Seasonal statistical analysis of the impact of meteorological factors on fine particle pollution in China in 2013–2017

Abstract

Based on long-term PM2.5 data observed at high temporal and spatial resolution, the relationships between PM2.5, primary emission, and weather factors in China during four seasons were examined using statistical analysis. The results reveal that primary emission plays a decisive role in the spatial distribution and seasonal variability of PM2.5, except in western China, where PM2.5 is controlled by dust weather. In addition to the accumulation of primary emissions, unfavorable meteorological conditions for the diffusion of air pollution lead to the occurrence of PM2.5 pollution. The significant dynamic factors affecting PM2.5 concentration are surface wind speed, planet boundary layer height, and ventilation coefficient, especially in winter.

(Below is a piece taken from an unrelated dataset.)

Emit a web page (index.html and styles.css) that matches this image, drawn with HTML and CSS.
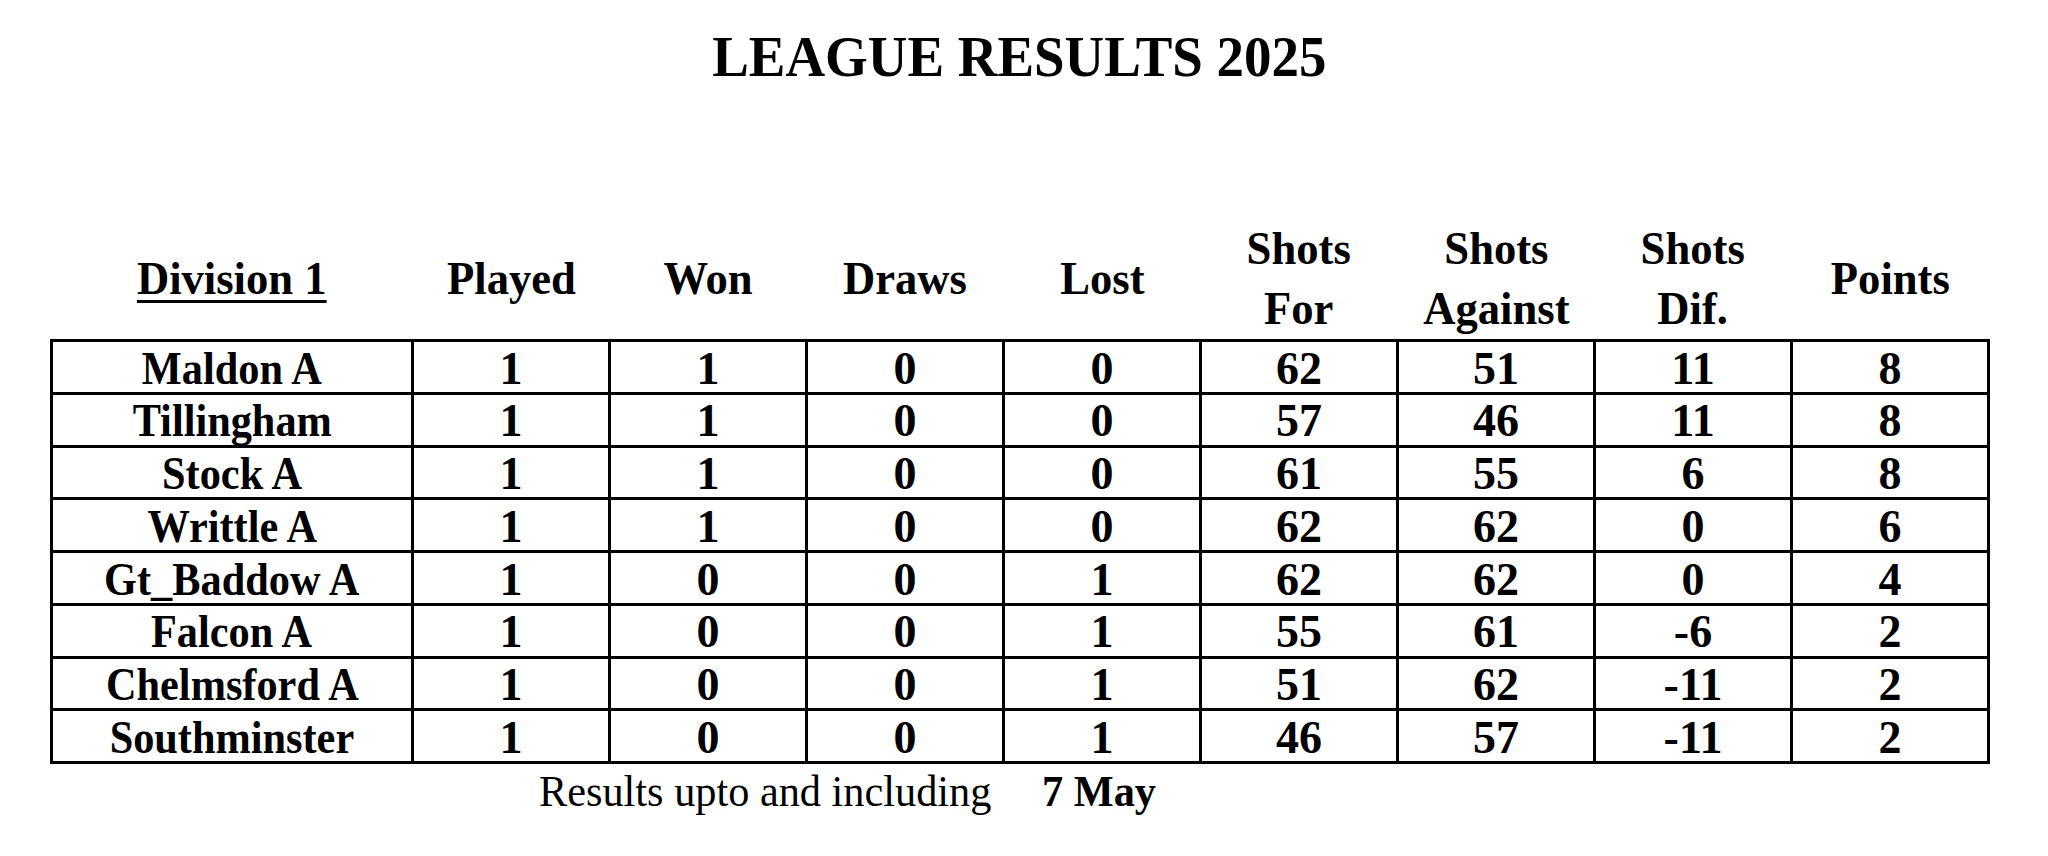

The ventilation coefficient is inversely correlated with PM2.5. Better ventilation is more favorable for the dilution and outflow of local PM2.5. However, in spring and autumn, ventilation coefficient and PM2.5 are positively correlated over the southern regions with low emission, indicating that ventilation also affects the inflow of PM2.5 from outside the region. Wind shear, 850 hPa divergence, and vertical velocity have insignificant effects on the long-term variations in PM2.5. The significant thermal factor is 850 hPa temperature in winter, except in the Pearl River Delta and Xinjiang regions. In spring, the influence of each thermal factor is weak. In summer, the influences of temperature and humidity are more significant than in spring. In autumn, the influence of humidity is relatively obvious, compared with other thermal factors. The correlation coefficients between multi-factors regressed and observed PM2.5 concentrations pass the 95% confidence test, and are higher than that of single-factor regression over most regions. The observed data from December 2016 to February 2017 were chosen to test the regression equation. The test result reveals that the regression equation is effective for predicting PM2.5 concentrations over regions with high primary emission.